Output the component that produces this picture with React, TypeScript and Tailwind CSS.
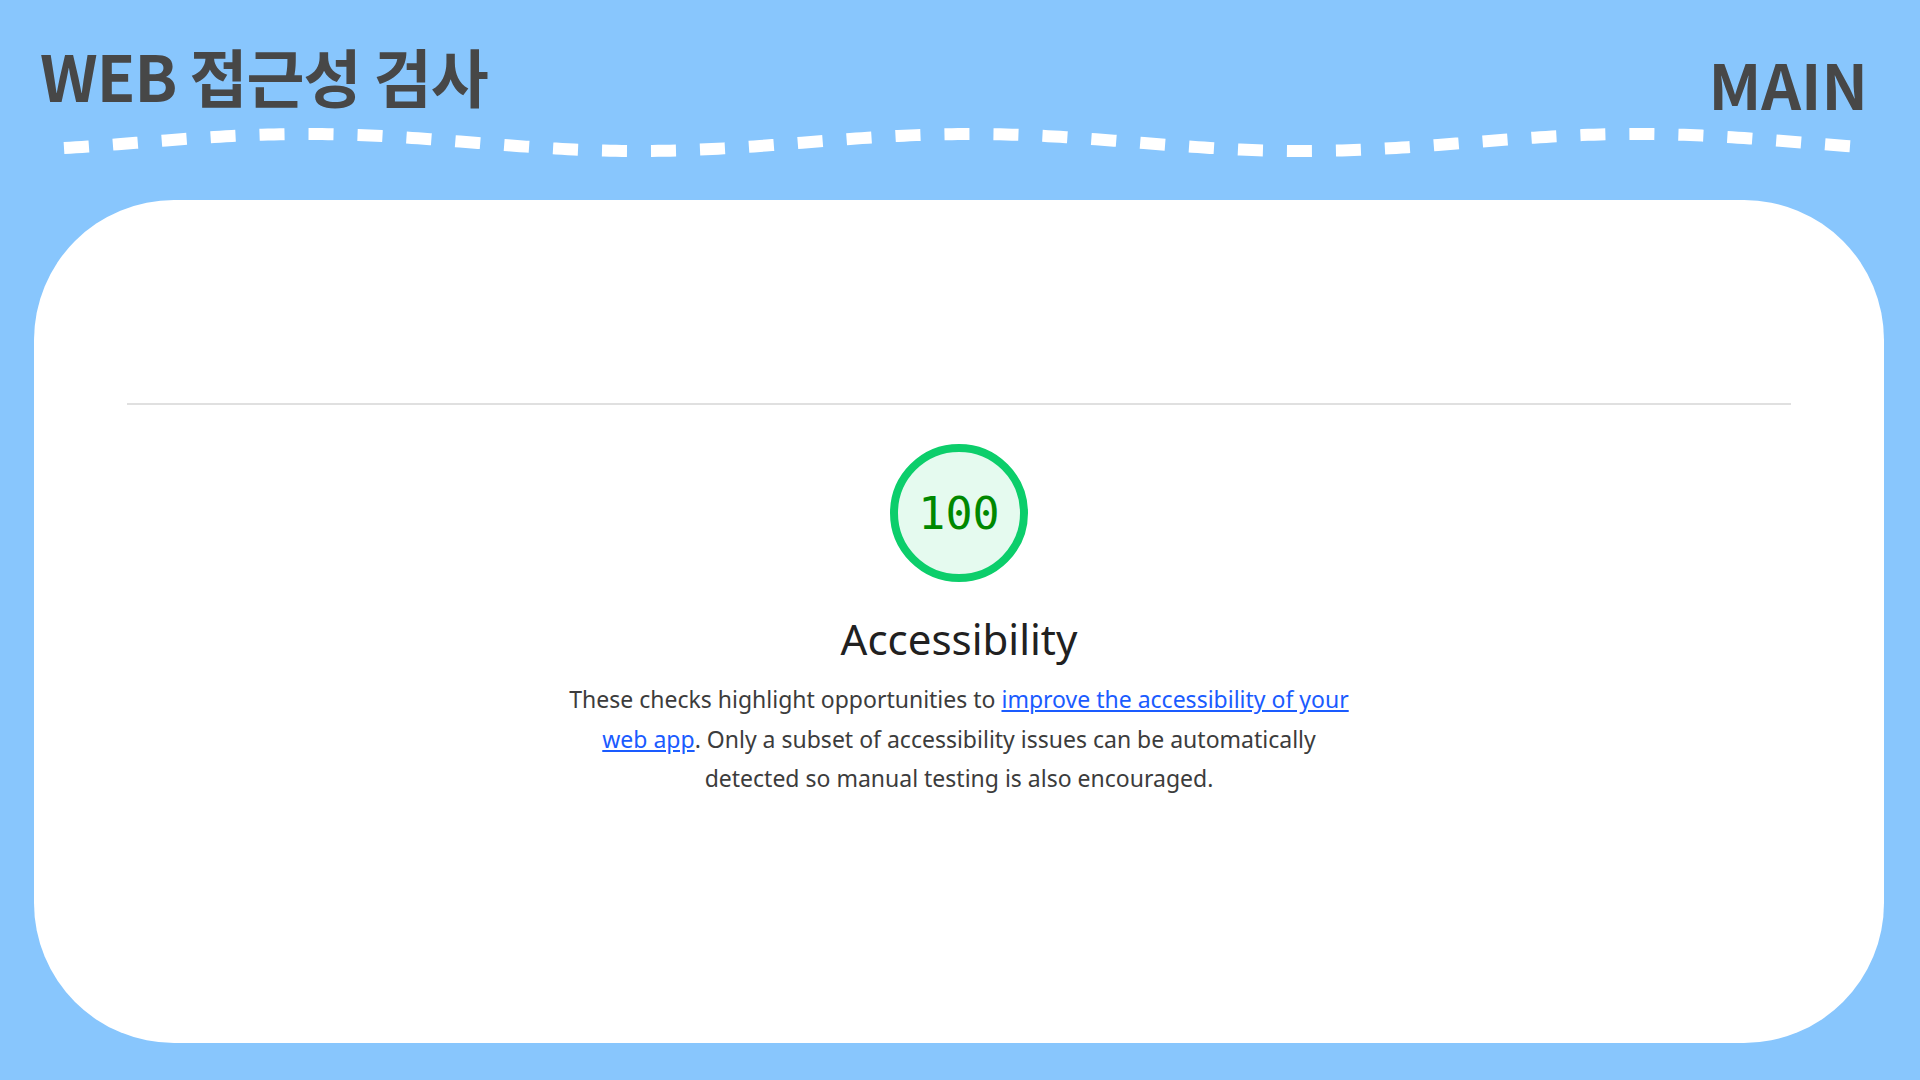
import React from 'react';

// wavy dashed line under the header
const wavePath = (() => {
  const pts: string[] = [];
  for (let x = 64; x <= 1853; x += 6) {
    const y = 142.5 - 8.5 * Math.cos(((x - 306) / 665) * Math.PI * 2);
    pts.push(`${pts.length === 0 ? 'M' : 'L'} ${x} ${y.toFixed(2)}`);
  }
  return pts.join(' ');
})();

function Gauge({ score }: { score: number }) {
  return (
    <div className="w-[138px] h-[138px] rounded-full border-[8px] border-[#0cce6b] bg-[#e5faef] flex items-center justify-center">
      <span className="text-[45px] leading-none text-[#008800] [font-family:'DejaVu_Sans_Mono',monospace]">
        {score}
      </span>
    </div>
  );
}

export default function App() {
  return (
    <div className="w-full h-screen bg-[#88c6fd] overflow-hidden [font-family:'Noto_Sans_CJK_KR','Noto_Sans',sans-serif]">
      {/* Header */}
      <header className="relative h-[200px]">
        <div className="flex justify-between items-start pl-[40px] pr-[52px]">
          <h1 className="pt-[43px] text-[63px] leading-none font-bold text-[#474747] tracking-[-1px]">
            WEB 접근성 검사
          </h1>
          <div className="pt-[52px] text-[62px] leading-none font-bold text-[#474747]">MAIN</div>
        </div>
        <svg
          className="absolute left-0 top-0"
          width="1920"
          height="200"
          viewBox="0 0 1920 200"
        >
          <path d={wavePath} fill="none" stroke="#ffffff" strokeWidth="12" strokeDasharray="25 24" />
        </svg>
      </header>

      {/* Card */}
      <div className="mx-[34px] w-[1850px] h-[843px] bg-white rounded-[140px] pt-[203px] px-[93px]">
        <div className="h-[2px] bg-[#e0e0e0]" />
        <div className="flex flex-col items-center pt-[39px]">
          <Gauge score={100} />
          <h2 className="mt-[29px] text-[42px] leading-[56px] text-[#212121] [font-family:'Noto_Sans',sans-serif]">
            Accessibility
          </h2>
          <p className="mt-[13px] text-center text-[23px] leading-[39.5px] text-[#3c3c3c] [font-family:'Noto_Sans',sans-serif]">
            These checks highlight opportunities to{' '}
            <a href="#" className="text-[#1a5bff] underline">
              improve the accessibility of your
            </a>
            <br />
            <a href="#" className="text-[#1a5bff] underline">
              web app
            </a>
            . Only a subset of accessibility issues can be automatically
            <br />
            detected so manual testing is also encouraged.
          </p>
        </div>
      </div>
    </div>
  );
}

→ What the task requires:
Transcribe all the data word for word; the images stay out.

→ In response:
Output the component that produces this picture with React, TypeScript and Tailwind CSS.
import React from 'react';

// wavy dashed line under the header
const wavePath = (() => {
  const pts: string[] = [];
  for (let x = 64; x <= 1853; x += 6) {
    const y = 142.5 - 8.5 * Math.cos(((x - 306) / 665) * Math.PI * 2);
    pts.push(`${pts.length === 0 ? 'M' : 'L'} ${x} ${y.toFixed(2)}`);
  }
  return pts.join(' ');
})();

function Gauge({ score }: { score: number }) {
  return (
    <div className="w-[138px] h-[138px] rounded-full border-[8px] border-[#0cce6b] bg-[#e5faef] flex items-center justify-center">
      <span className="text-[45px] leading-none text-[#008800] [font-family:'DejaVu_Sans_Mono',monospace]">
        {score}
      </span>
    </div>
  );
}

export default function App() {
  return (
    <div className="w-full h-screen bg-[#88c6fd] overflow-hidden [font-family:'Noto_Sans_CJK_KR','Noto_Sans',sans-serif]">
      {/* Header */}
      <header className="relative h-[200px]">
        <div className="flex justify-between items-start pl-[40px] pr-[52px]">
          <h1 className="pt-[43px] text-[63px] leading-none font-bold text-[#474747] tracking-[-1px]">
            WEB 접근성 검사
          </h1>
          <div className="pt-[52px] text-[62px] leading-none font-bold text-[#474747]">MAIN</div>
        </div>
        <svg
          className="absolute left-0 top-0"
          width="1920"
          height="200"
          viewBox="0 0 1920 200"
        >
          <path d={wavePath} fill="none" stroke="#ffffff" strokeWidth="12" strokeDasharray="25 24" />
        </svg>
      </header>

      {/* Card */}
      <div className="mx-[34px] w-[1850px] h-[843px] bg-white rounded-[140px] pt-[203px] px-[93px]">
        <div className="h-[2px] bg-[#e0e0e0]" />
        <div className="flex flex-col items-center pt-[39px]">
          <Gauge score={100} />
          <h2 className="mt-[29px] text-[42px] leading-[56px] text-[#212121] [font-family:'Noto_Sans',sans-serif]">
            Accessibility
          </h2>
          <p className="mt-[13px] text-center text-[23px] leading-[39.5px] text-[#3c3c3c] [font-family:'Noto_Sans',sans-serif]">
            These checks highlight opportunities to{' '}
            <a href="#" className="text-[#1a5bff] underline">
              improve the accessibility of your
            </a>
            <br />
            <a href="#" className="text-[#1a5bff] underline">
              web app
            </a>
            . Only a subset of accessibility issues can be automatically
            <br />
            detected so manual testing is also encouraged.
          </p>
        </div>
      </div>
    </div>
  );
}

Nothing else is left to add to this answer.